Des papiers, encore. Drôle de matière. Moins emblème que dissonance, lorsqu’on les mesure à leurs ponctuations numériques. Il arrive toutefois qu'ils s’accordent avec le sens qu'ils possèdent en langue anglaise. Ils (re)deviennent alors une catégorie du discours.

Ce sont généralement plutôt des brèves, des citations ou des gloses. Des bouts d'expérience, qui deviennent par accident métaphores. Des morceaux d'actualité. Et pour tout dire, les digressions y occupent le centre.

Les dates qui leur répondent, aléatoires ou affectives, ne tiennent elles-mêmes que de fendre un peu des événements de nature très diverse, intimes ou publics, quelconques - incertains.
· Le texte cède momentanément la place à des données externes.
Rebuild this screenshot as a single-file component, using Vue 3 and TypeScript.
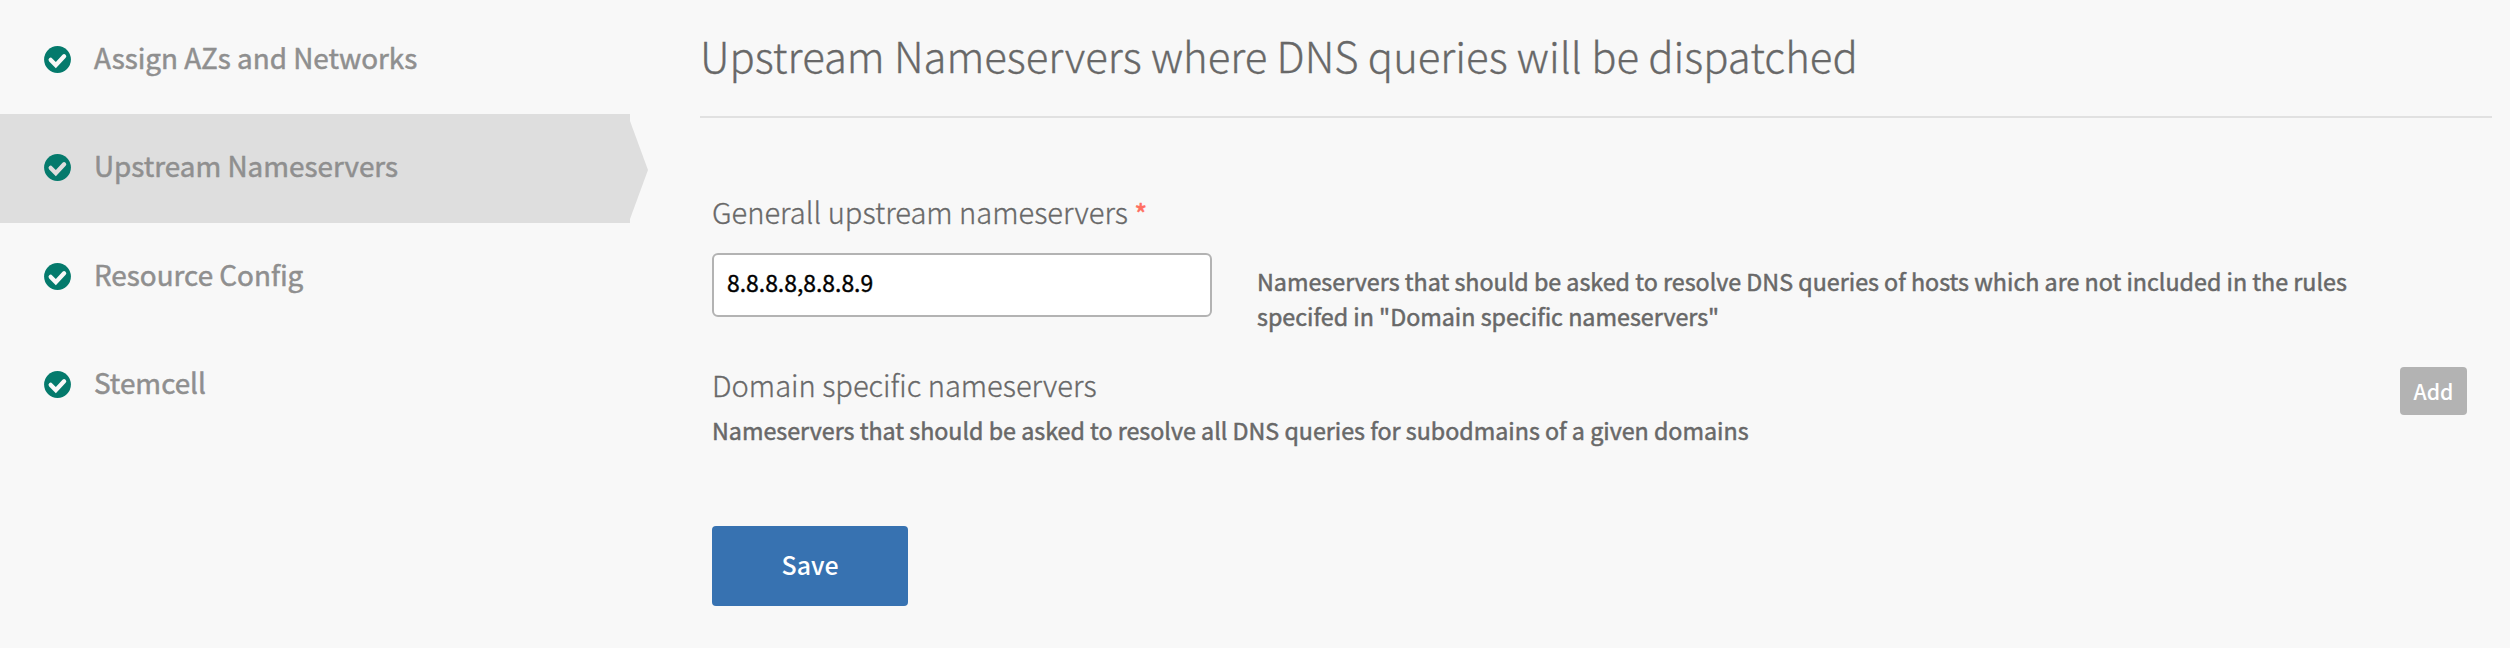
<script setup lang="ts">
import { ref } from 'vue'

interface Step {
  label: string
  active: boolean
}

const steps: Step[] = [
  { label: 'Assign AZs and Networks', active: false },
  { label: 'Upstream Nameservers', active: true },
  { label: 'Resource Config', active: false },
  { label: 'Stemcell', active: false },
]

const nameservers = ref('8.8.8.8,8.8.8.9')
</script>

<template>
  <div class="page">
    <nav class="sidebar">
      <a v-for="step in steps" :key="step.label" class="step" :class="{ active: step.active }">
        <svg class="check" viewBox="0 0 27 27" aria-hidden="true">
          <circle cx="13.5" cy="13.5" r="13.4" fill="#047a6c" />
          <path
            class="tick"
            d="M6.7 13.9 L11.8 19.1 L20.1 10.2"
            fill="none"
            stroke-width="4.3"
            stroke-linecap="round"
            stroke-linejoin="miter"
          />
        </svg>
        <span class="step-label">{{ step.label }}</span>
      </a>
    </nav>

    <main class="content">
      <h1 class="title">Upstream Nameservers where DNS queries will be dispatched</h1>

      <form class="form" @submit.prevent>
        <label class="label" for="ns">Generall upstream nameservers <span class="required">*</span></label>
        <div class="field">
          <input id="ns" v-model="nameservers" class="input" type="text" />
          <p class="help">
            Nameservers that should be asked to resolve DNS queries of hosts which are not included in the rules<br />
            specifed in "Domain specific nameservers"
          </p>
        </div>

        <div class="collection">
          <div>
            <div class="label">Domain specific nameservers</div>
            <p class="note">Nameservers that should be asked to resolve all DNS queries for subodmains of a given domains</p>
          </div>
          <button class="add" type="button">Add</button>
        </div>

        <button class="save" type="submit">Save</button>
      </form>
    </main>
  </div>
</template>

<style>
body {
  background: #f8f8f8;
}
</style>

<style scoped>
.page {
  box-sizing: border-box;
  display: flex;
  width: 2510px;
  height: 648px;
  overflow: hidden;
  background: #f8f8f8;
  color: #686868;
  font-family: "Noto Sans CJK SC", "Noto Sans", sans-serif;
}

.sidebar {
  width: 630px;
  flex: none;
  padding-top: 6px;
}

.step {
  display: flex;
  align-items: flex-start;
  gap: 23px;
  box-sizing: border-box;
  height: 108px;
  padding-left: 44px;
  color: #8f8f8f;
}

.step.active {
  position: relative;
  height: 109px;
  margin-bottom: -0.4px;
  background: #dedede;
}

.step.active::after {
  content: "";
  position: absolute;
  left: 100%;
  top: 7px;
  width: 18px;
  height: 98px;
  background: #dedede;
  clip-path: polygon(0 0, 100% 50%, 0 100%);
}

.check {
  width: 27px;
  height: 27px;
  margin-top: 40px;
}

.tick {
  stroke: #f8f8f8;
}

.active .tick {
  stroke: #dedede;
}

.step-label {
  margin-top: 31px;
  font-size: 27.85px;
  line-height: 40px;
  -webkit-text-stroke: 0.5px currentColor;
}

.content {
  width: 1792px;
  margin-left: 70px;
}

.title {
  box-sizing: border-box;
  height: 118px;
  margin: 0;
  padding-top: 25px;
  border-bottom: 2px solid #e1e1e1;
  font-size: 41.87px;
  font-weight: 300;
  line-height: 60px;
  -webkit-text-stroke: 0.3px currentColor;
}

.form {
  padding: 73px 25px 0 12px;
}

.label {
  display: block;
  font-size: 29.1px;
  font-weight: 300;
  line-height: 40px;
  -webkit-text-stroke: 0.3px currentColor;
}

.required {
  color: #ff6f61;
  font-size: 26px;
  font-weight: 500;
}

.field {
  display: flex;
  gap: 45px;
  margin-top: 20px;
}

.input {
  box-sizing: border-box;
  width: 500px;
  height: 64px;
  padding: 0 12px 6px 13px;
  border: 2px solid #b3b3b3;
  border-radius: 6px;
  background: #fff;
  color: #000;
  font-family: inherit;
  font-size: 22.9px;
  outline: none;
  -webkit-text-stroke: 0.4px currentColor;
}

.help {
  margin: 11px 0 0;
  font-size: 23.28px;
  line-height: 35px;
  -webkit-text-stroke: 0.5px currentColor;
}

.collection {
  display: flex;
  align-items: flex-start;
  justify-content: space-between;
  margin-top: 30px;
}

.note {
  margin: 8px 0 0;
  font-size: 23.26px;
  line-height: 36px;
  -webkit-text-stroke: 0.5px currentColor;
}

.add {
  box-sizing: border-box;
  width: 67px;
  height: 48px;
  margin-top: 3px;
  padding: 0 0 1px;
  border: 0;
  border-radius: 4px;
  background: #b3b3b3;
  color: #fff;
  font-family: inherit;
  font-size: 21.2px;
  font-weight: 500;
}

.save {
  display: block;
  width: 196px;
  height: 80px;
  margin-top: 78px;
  padding: 0 0 5px;
  border: 0;
  border-radius: 4px;
  background: #3772b1;
  color: #fff;
  font-family: inherit;
  font-size: 24.9px;
  font-weight: 500;
}
</style>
Pour l'essentiel, tout y est vu d'ici.

dimanche 24 décembre 2017

ÉDITION CÉLINE

Ça n’a pas traîné. Déclaration d’un groupe d’universitaires et de chercheurs à propos du projet de réédition des pamphlets de Céline« à paraître dans L'Obs », que je viens de recevoir de Marc Angenot. Étrangement, peut-être, alors que la critique porte notamment sur la qualité et le genre d’édition, aucune mention de l’édition québécoise des Œuvres polémiques au Québec en 2012. Car il y a eu précédent. Voir post « Reverdie et hainographie » (8 décembre 2017).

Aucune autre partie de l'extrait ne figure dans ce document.